**What the task asks:** Please print exactly the lines below, from the start of the material up to and including the line with "overflow-hidden bg-[#0f2537] font-['Lato',sans-serif]", but none of the pictures.

================

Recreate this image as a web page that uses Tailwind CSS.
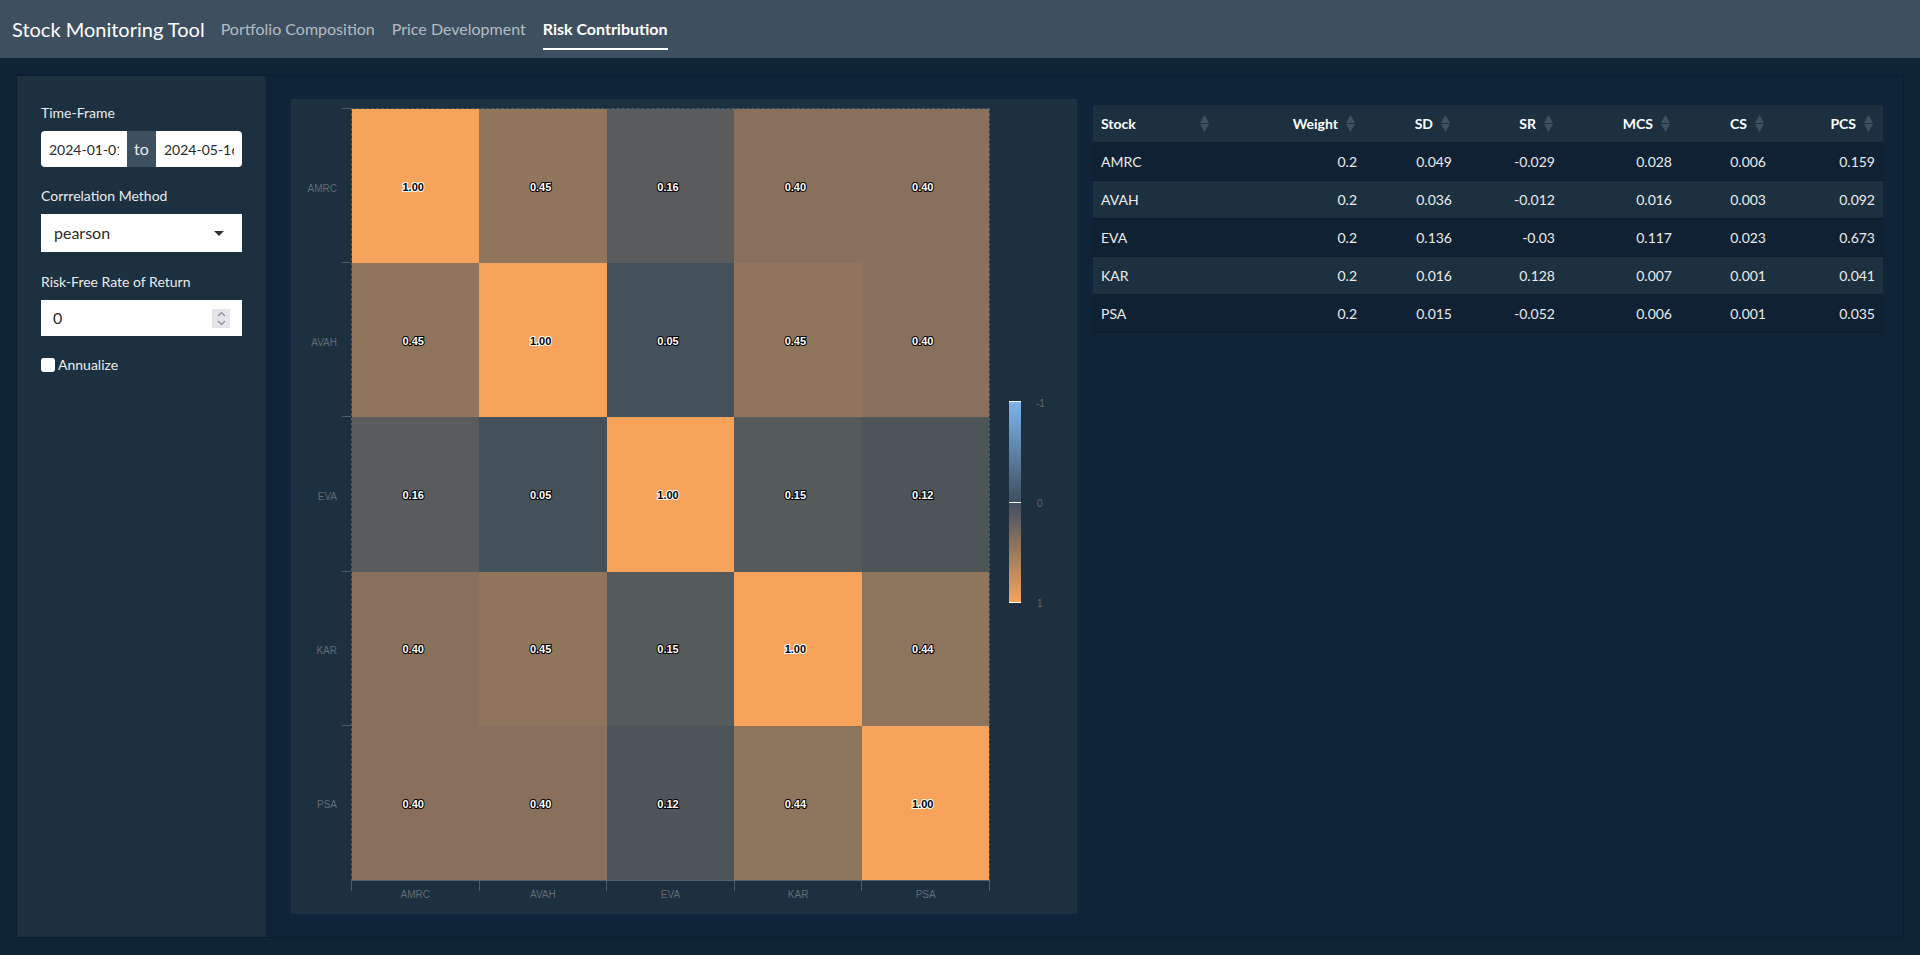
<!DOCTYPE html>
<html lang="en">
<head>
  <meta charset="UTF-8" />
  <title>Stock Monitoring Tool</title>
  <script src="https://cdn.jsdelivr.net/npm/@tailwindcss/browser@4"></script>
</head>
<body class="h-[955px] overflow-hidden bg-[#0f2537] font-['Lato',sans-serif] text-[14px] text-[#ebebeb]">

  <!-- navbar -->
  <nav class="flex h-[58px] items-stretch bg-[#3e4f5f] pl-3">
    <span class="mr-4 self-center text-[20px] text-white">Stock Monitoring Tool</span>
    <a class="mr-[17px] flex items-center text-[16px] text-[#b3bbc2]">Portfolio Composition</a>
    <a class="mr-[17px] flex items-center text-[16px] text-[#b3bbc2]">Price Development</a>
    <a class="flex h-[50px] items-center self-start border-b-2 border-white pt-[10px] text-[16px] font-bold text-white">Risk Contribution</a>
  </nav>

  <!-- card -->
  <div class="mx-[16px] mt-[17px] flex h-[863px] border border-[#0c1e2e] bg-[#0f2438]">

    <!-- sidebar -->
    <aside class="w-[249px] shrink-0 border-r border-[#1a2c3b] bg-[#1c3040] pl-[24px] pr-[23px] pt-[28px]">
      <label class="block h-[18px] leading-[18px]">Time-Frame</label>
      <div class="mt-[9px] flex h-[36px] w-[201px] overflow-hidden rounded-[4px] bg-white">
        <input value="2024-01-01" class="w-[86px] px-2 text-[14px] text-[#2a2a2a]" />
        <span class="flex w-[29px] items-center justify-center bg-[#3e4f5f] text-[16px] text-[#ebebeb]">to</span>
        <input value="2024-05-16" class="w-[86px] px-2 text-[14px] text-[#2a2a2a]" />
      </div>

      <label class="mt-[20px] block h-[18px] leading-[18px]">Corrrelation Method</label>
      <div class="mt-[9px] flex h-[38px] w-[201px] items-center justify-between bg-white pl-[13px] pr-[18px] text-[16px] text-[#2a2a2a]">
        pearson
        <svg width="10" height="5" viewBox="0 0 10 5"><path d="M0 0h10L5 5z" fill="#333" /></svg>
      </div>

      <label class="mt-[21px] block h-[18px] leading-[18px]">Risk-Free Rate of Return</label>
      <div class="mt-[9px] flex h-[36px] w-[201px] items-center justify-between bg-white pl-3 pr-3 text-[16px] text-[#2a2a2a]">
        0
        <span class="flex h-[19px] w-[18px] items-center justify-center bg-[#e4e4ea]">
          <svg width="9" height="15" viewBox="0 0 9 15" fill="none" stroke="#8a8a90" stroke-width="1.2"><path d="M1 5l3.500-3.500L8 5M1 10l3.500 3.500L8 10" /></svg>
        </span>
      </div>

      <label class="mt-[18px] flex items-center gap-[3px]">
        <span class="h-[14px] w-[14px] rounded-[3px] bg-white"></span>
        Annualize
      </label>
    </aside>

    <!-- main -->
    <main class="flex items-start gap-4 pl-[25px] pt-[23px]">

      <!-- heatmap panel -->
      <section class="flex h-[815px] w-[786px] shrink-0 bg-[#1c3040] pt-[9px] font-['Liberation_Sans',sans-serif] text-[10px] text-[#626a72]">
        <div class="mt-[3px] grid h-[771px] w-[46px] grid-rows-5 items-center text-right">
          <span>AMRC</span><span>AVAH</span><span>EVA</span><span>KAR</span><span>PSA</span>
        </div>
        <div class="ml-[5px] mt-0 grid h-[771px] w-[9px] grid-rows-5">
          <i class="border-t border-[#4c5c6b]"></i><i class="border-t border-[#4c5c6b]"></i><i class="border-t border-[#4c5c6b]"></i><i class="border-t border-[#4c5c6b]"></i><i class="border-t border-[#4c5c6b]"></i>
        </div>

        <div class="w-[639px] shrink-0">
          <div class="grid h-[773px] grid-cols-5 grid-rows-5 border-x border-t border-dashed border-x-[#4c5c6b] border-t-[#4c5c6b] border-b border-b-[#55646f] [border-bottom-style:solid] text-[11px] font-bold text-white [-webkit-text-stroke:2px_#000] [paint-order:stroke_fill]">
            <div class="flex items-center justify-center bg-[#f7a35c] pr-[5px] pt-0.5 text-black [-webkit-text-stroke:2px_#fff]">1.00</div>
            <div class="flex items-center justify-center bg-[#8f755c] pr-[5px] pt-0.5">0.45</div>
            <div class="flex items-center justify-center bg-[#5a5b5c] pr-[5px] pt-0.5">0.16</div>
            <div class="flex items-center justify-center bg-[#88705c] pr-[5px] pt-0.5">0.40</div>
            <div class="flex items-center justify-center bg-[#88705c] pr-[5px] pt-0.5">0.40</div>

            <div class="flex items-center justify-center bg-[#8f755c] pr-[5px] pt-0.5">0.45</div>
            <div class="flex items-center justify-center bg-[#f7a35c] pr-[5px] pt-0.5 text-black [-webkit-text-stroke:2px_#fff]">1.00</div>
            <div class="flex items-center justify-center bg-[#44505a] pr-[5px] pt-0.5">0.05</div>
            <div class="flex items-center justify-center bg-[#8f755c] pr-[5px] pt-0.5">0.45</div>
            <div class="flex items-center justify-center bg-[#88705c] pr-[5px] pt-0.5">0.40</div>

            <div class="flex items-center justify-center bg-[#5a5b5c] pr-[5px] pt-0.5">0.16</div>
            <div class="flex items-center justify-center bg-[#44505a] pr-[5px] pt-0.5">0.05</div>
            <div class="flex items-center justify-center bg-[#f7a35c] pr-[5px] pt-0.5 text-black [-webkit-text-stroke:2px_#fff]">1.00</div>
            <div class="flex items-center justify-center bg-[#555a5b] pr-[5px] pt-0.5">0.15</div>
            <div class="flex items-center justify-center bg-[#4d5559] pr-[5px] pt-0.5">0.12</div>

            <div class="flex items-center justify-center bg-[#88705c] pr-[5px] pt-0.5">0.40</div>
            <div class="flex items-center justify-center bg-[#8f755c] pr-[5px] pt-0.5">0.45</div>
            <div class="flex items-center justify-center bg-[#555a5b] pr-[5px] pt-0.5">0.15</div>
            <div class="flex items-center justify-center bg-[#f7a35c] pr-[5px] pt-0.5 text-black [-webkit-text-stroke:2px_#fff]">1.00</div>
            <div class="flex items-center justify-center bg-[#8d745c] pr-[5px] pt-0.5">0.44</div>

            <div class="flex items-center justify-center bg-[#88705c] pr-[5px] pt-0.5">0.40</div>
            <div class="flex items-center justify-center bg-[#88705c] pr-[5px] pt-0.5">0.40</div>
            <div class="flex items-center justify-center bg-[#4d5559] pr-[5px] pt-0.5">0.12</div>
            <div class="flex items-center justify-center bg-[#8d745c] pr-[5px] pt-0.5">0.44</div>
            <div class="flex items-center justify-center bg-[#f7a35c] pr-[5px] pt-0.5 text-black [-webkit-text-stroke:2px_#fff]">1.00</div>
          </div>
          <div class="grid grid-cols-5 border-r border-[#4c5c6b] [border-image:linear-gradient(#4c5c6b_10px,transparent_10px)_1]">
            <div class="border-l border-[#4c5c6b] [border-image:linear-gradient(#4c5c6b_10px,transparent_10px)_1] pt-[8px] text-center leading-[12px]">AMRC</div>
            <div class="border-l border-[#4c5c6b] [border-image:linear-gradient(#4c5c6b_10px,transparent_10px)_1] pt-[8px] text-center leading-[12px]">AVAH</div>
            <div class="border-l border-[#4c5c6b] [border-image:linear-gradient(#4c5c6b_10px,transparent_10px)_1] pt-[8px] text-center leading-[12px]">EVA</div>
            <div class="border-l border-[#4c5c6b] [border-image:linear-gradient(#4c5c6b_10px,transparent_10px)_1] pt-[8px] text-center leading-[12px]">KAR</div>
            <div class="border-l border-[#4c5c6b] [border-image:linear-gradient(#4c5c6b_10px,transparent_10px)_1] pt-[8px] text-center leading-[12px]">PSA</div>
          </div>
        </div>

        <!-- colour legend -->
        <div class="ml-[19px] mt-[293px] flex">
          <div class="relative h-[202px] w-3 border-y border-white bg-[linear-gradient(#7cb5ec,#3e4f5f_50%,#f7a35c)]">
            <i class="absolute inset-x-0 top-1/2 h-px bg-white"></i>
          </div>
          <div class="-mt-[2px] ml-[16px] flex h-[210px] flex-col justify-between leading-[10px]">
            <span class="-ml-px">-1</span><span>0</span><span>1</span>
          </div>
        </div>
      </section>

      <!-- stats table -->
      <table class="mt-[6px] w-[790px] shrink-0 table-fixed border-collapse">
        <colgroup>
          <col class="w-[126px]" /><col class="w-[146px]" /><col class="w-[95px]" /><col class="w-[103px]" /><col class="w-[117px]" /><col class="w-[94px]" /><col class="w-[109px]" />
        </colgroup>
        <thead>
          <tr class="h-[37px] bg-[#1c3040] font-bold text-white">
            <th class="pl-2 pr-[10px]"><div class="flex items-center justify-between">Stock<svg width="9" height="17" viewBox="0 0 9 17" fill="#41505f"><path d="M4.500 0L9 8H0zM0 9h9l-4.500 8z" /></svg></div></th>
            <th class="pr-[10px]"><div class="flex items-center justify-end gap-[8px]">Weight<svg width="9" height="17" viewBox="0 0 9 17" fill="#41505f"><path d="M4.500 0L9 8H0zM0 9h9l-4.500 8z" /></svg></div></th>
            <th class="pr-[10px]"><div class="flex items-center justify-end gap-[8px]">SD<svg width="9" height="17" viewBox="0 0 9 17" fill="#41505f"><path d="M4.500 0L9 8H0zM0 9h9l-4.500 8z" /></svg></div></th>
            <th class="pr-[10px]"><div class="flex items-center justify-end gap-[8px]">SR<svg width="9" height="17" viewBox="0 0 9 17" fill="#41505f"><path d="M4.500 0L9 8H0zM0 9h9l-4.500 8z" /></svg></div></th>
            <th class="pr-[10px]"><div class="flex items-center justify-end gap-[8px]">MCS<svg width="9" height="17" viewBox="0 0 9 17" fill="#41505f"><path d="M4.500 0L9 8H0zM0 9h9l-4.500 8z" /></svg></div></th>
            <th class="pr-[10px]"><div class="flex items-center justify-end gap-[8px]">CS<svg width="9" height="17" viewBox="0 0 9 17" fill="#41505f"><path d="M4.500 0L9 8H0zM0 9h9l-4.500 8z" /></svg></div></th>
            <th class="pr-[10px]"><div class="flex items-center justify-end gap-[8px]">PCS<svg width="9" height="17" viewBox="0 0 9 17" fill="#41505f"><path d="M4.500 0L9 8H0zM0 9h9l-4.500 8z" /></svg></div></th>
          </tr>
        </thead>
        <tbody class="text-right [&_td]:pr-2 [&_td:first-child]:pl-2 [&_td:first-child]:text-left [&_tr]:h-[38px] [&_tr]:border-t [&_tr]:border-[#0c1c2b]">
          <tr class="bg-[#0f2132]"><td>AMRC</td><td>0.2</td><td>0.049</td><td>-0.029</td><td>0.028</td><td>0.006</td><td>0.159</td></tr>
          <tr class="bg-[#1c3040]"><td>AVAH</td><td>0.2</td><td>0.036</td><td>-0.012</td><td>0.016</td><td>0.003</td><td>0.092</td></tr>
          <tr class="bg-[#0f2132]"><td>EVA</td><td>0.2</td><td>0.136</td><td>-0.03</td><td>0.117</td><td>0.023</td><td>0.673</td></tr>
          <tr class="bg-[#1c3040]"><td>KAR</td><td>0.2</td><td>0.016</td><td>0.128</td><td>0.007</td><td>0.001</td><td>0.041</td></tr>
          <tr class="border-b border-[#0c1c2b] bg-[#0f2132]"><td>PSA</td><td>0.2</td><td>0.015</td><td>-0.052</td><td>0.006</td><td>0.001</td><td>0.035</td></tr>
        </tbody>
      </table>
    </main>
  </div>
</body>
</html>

================

**Exercise solution:**
Recreate this image as a web page that uses Tailwind CSS.
<!DOCTYPE html>
<html lang="en">
<head>
  <meta charset="UTF-8" />
  <title>Stock Monitoring Tool</title>
  <script src="https://cdn.jsdelivr.net/npm/@tailwindcss/browser@4"></script>
</head>
<body class="h-[955px] overflow-hidden bg-[#0f2537] font-['Lato',sans-serif] text-[14px] text-[#ebebeb]">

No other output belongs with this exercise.